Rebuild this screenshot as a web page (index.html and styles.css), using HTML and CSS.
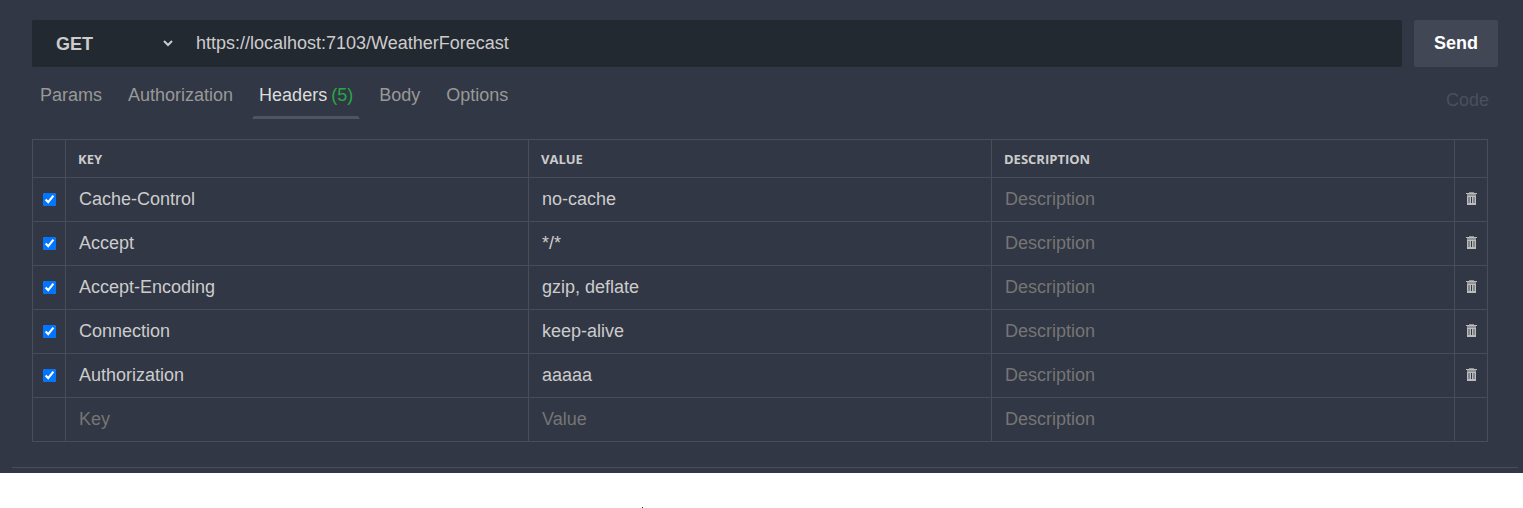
FILE: index.html
```
<!DOCTYPE html>
<html lang="en">
<head>
<meta charset="utf-8">
<title>Request</title>
<link rel="stylesheet" href="styles.css">
</head>
<body>
<svg class="sprite" aria-hidden="true">
  <symbol id="trash" viewBox="0 0 11 13">
    <path opacity=".7" d="M3 0h5v1H3zM1 2h9v2H1z"/>
    <path d="M0 1h11v1H0z"/>
    <path fill-rule="evenodd" d="M1 4h9v9H1zM2 5v7h7V5z"/>
    <path d="M2 11h7v1H2zM4 5h1v6H4zM6 5h1v6H6z"/>
    <path opacity=".6" d="M2 5h2v6H2zM7 5h2v6H7z"/>
  </symbol>
</svg>
<main class="panel">
  <form class="request">
    <div class="request-bar">
      <select class="method" aria-label="Method"><option>GET</option><option>POST</option><option>PUT</option><option>DELETE</option></select>
      <input class="url" type="text" aria-label="Request URL" value="https://localhost:7103/WeatherForecast">
    </div>
    <button class="send" type="button">Send</button>
  </form>
  <nav class="tabs">
    <button class="tab" type="button">Params</button>
    <button class="tab" type="button">Authorization</button>
    <button class="tab active" type="button">Headers<span class="count">(5)</span></button>
    <button class="tab" type="button">Body</button>
    <button class="tab" type="button">Options</button>
    <a class="code" href="#code">Code</a>
  </nav>
  <table class="headers">
    <colgroup><col class="narrow"><col><col><col><col class="narrow"></colgroup>
    <thead>
      <tr><th></th><th>KEY</th><th>VALUE</th><th>DESCRIPTION</th><th></th></tr>
    </thead>
    <tbody>
      <tr>
        <td><input class="check" type="checkbox" aria-label="Enable Cache-Control" checked></td>
        <td><input class="field" type="text" aria-label="Key" value="Cache-Control"></td>
        <td><input class="field" type="text" aria-label="Value" value="no-cache"></td>
        <td><input class="field" type="text" aria-label="Description" placeholder="Description"></td>
        <td><button class="delete" type="button" aria-label="Delete"><svg class="icon"><use href="#trash"/></svg></button></td>
      </tr>
      <tr>
        <td><input class="check" type="checkbox" aria-label="Enable Accept" checked></td>
        <td><input class="field" type="text" aria-label="Key" value="Accept"></td>
        <td><input class="field" type="text" aria-label="Value" value="*/*"></td>
        <td><input class="field" type="text" aria-label="Description" placeholder="Description"></td>
        <td><button class="delete" type="button" aria-label="Delete"><svg class="icon"><use href="#trash"/></svg></button></td>
      </tr>
      <tr>
        <td><input class="check" type="checkbox" aria-label="Enable Accept-Encoding" checked></td>
        <td><input class="field" type="text" aria-label="Key" value="Accept-Encoding"></td>
        <td><input class="field" type="text" aria-label="Value" value="gzip, deflate"></td>
        <td><input class="field" type="text" aria-label="Description" placeholder="Description"></td>
        <td><button class="delete" type="button" aria-label="Delete"><svg class="icon"><use href="#trash"/></svg></button></td>
      </tr>
      <tr>
        <td><input class="check" type="checkbox" aria-label="Enable Connection" checked></td>
        <td><input class="field" type="text" aria-label="Key" value="Connection"></td>
        <td><input class="field" type="text" aria-label="Value" value="keep-alive"></td>
        <td><input class="field" type="text" aria-label="Description" placeholder="Description"></td>
        <td><button class="delete" type="button" aria-label="Delete"><svg class="icon"><use href="#trash"/></svg></button></td>
      </tr>
      <tr>
        <td><input class="check" type="checkbox" aria-label="Enable Authorization" checked></td>
        <td><input class="field" type="text" aria-label="Key" value="Authorization"></td>
        <td><input class="field" type="text" aria-label="Value" value="aaaaa"></td>
        <td><input class="field" type="text" aria-label="Description" placeholder="Description"></td>
        <td><button class="delete" type="button" aria-label="Delete"><svg class="icon"><use href="#trash"/></svg></button></td>
      </tr>
      <tr>
        <td></td>
        <td><input class="field" type="text" aria-label="Key" placeholder="Key"></td>
        <td><input class="field" type="text" aria-label="Value" placeholder="Value"></td>
        <td><input class="field" type="text" aria-label="Description" placeholder="Description"></td>
        <td></td>
      </tr>
    </tbody>
  </table>
  <hr class="divider">
</main>
<div class="below"><span class="speck"></span></div>
</body>
</html>
```
FILE: styles.css
```
* {
  box-sizing: border-box;
}

body {
  margin: 0;
  background: #fff;
  color: #ccc;
  font: 18px/24px "Liberation Sans", Arial, sans-serif;
}

button,
input,
select {
  margin: 0;
  border: 0;
  background: none;
  color: inherit;
  font: inherit;
}

.sprite {
  display: none;
}

.panel {
  padding: 20px 5px 5px 12px;
  background: #313744;
}

.request {
  display: flex;
  gap: 12px;
  margin: 0 20px;
}

.request-bar {
  display: flex;
  flex: 1;
  height: 47px;
  border-radius: 2px;
  background: #232931;
}

.method {
  width: 124px;
  margin-left: 20px;
  border-radius: 0;
  background: #232931;
  font-weight: bold;
}

.url {
  flex: 1;
  min-width: 0;
  padding: 0 20px 2px;
}

.send {
  width: 84px;
  padding: 0 0 2px;
  border-radius: 2px;
  background: #414754;
  color: #fff;
  font-weight: bold;
}

.tabs {
  display: flex;
  gap: 12px;
  margin: 16px 29px 20px 21px;
}

.tab {
  display: flex;
  gap: 4px;
  padding: 0 5px 9px;
  border: 2px solid transparent;
  border-width: 0 2px 3px;
  color: #999;
}

.active {
  color: #ddd;
  border-bottom-color: #4e5464;
}

.count {
  color: #28a745;
}

.code {
  margin-left: auto;
  padding-top: 5px;
  color: #495060;
  text-decoration: none;
}

.headers {
  width: calc(100% - 50px);
  margin-left: 20px;
  border-collapse: collapse;
  table-layout: fixed;
}

.narrow {
  width: 33px;
}

.headers th,
.headers td {
  padding: 0;
  border: 1px solid #484d5a;
}

.headers th {
  height: 38px;
  padding: 0 12px;
  font: bold 13px/16px "Open Sans", "Noto Sans", sans-serif;
  text-align: left;
}

.headers td {
  height: 44px;
  text-align: center;
  vertical-align: middle;
}

.field {
  display: block;
  width: 100%;
  height: 43px;
  padding: 0 13px;
}

.field::placeholder {
  color: #757575;
}

.check {
  display: block;
  width: 13px;
  height: 13px;
  margin: 0 auto;
}

.delete {
  display: block;
  margin: 0 auto;
  padding: 0 0 2px;
}

.icon {
  display: block;
  width: 11px;
  height: 13px;
  fill: #bbb;
}

.divider {
  height: 1px;
  margin: 25px 0 0;
  border: 0;
  background: #484d5a;
}

.below {
  display: flex;
  justify-content: center;
  padding: 34px 238px 0 0;
}

.speck {
  width: 1px;
  height: 1px;
  background: #223;
}
```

........

**EXERCISE AIM:**
Scan the material above. Copy each line where "html" occurs.

**CORRECT ANSWER:**
Rebuild this screenshot as a web page (index.html and styles.css), using HTML and CSS.
FILE: index.html
<!DOCTYPE html>
<html lang="en">
</html>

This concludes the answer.